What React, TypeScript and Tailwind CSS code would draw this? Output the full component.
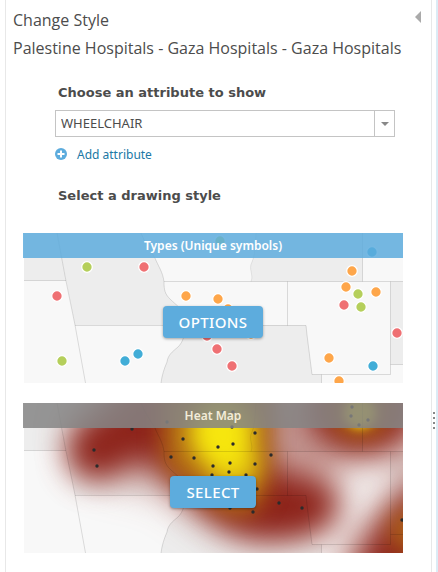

· · ·

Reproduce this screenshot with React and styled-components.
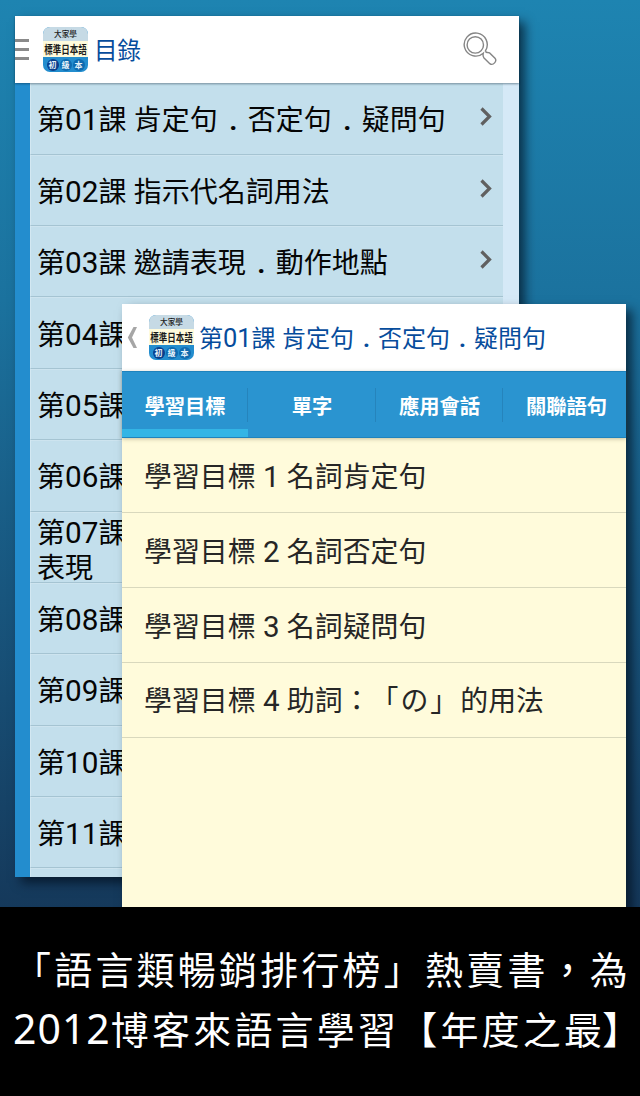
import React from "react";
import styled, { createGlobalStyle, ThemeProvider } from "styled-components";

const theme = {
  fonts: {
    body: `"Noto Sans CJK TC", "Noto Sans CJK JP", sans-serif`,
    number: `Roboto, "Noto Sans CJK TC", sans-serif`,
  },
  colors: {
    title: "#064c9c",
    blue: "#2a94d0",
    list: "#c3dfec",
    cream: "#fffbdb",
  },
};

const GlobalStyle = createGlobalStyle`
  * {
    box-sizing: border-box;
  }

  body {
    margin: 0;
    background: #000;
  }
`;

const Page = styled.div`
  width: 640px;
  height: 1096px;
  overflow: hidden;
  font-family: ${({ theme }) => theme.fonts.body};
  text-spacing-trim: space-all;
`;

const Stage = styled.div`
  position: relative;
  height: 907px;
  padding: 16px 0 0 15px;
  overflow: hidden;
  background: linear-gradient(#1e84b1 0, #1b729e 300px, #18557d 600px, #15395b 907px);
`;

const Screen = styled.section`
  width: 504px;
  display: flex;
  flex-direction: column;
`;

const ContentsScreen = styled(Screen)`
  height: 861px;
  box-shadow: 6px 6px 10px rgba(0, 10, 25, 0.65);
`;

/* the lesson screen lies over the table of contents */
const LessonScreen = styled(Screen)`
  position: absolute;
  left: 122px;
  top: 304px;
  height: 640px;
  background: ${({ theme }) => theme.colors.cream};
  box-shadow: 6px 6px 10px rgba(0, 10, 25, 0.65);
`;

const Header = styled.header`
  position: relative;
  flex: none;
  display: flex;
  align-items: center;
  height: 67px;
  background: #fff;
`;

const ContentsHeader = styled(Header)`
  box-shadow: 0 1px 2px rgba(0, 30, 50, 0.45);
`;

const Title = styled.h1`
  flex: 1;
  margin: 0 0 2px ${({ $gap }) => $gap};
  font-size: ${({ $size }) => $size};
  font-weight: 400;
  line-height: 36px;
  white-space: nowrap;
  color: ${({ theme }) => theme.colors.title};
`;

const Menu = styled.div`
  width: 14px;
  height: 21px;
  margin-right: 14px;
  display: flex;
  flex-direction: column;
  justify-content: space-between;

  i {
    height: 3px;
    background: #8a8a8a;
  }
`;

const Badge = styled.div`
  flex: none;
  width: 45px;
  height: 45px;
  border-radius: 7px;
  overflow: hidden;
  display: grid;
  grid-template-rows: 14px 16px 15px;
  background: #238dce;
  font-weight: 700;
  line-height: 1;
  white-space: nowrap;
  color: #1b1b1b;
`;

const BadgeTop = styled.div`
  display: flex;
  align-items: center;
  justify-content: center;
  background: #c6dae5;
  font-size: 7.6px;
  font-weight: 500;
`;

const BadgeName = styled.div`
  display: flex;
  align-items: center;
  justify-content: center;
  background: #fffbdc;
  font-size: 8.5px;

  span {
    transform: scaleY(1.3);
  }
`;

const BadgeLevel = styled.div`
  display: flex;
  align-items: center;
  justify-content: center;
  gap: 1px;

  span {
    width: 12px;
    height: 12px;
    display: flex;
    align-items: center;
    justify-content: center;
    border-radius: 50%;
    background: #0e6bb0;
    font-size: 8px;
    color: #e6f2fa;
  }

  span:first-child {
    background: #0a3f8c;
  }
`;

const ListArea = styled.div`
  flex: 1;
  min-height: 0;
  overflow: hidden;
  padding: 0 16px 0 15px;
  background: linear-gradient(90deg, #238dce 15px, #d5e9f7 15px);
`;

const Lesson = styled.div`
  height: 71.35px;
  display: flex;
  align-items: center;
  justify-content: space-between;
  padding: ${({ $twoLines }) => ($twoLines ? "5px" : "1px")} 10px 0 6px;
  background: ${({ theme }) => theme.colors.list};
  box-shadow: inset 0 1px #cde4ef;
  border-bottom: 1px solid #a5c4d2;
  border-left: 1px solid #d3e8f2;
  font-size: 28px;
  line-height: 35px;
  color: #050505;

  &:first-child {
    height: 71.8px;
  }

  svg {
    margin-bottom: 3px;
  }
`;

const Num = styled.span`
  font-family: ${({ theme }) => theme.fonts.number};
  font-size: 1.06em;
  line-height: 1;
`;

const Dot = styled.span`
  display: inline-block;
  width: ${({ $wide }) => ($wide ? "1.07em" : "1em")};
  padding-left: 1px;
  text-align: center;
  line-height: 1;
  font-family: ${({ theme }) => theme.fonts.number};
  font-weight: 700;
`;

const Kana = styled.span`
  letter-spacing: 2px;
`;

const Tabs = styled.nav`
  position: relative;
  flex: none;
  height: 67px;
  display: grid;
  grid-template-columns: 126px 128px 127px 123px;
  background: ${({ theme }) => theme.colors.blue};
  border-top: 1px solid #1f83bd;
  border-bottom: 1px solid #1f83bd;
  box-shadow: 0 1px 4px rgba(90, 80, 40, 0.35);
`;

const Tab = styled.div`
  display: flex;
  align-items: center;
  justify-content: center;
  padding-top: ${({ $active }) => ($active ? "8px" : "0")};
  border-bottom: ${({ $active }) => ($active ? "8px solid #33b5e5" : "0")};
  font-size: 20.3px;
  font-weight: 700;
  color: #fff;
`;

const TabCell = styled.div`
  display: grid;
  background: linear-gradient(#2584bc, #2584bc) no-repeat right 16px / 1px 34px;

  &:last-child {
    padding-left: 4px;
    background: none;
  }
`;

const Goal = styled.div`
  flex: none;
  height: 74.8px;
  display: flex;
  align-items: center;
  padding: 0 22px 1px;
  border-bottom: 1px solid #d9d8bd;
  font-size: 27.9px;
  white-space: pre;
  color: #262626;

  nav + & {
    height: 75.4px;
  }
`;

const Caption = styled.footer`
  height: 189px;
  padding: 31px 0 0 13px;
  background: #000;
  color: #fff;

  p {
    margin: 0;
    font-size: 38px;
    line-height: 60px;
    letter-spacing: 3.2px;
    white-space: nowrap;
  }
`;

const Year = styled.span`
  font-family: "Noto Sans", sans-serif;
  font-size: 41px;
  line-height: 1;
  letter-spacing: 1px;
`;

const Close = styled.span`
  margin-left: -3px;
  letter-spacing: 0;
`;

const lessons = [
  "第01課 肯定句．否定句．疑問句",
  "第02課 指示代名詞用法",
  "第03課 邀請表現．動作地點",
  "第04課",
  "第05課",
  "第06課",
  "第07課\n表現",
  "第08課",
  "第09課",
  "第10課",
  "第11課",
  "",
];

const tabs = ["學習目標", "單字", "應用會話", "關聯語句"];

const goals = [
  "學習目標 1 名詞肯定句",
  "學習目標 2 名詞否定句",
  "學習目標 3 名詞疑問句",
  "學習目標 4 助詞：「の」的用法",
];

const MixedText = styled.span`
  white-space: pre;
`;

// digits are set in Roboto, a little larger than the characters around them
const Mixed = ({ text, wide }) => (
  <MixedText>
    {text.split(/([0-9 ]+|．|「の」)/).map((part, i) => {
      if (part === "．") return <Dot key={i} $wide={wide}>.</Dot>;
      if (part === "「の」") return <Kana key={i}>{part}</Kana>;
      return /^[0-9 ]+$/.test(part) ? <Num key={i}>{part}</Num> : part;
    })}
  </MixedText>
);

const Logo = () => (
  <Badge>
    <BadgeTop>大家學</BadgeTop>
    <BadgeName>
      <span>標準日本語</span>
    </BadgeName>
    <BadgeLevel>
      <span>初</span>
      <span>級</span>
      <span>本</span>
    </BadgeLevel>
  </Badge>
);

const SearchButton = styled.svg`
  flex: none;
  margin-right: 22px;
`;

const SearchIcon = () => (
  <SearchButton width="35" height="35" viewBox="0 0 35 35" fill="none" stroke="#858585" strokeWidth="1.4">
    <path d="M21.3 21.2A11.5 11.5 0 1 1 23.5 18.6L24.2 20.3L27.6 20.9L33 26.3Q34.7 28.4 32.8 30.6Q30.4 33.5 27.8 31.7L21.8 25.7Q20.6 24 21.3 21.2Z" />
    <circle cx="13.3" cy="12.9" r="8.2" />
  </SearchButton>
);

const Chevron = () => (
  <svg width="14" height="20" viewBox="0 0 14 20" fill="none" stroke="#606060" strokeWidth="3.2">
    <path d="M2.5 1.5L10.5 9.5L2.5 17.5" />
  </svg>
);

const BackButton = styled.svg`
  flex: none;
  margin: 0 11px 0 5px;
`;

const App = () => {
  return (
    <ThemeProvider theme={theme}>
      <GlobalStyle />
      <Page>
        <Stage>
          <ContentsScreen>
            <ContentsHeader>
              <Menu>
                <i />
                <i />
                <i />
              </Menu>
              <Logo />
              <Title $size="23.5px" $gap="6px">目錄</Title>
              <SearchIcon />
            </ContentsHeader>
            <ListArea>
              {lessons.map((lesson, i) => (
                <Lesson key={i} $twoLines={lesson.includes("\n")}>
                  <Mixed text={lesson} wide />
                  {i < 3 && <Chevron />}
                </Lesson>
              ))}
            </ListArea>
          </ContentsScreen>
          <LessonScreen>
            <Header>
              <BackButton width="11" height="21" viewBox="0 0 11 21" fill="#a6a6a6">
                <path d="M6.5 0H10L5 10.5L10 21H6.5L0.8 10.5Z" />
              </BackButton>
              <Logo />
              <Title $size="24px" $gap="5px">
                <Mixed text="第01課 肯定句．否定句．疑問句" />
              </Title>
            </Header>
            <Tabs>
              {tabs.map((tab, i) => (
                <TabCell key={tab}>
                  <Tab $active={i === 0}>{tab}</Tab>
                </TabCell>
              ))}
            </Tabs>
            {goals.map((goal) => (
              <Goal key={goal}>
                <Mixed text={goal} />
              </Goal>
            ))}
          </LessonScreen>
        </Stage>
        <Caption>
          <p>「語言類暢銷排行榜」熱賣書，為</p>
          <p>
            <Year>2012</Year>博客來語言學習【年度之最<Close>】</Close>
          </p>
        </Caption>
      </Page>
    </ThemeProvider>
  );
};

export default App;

· · ·

Gather from the entries above all lines that include the string "this".

What React, TypeScript and Tailwind CSS code would draw this? Output the full component.
Reproduce this screenshot with React and styled-components.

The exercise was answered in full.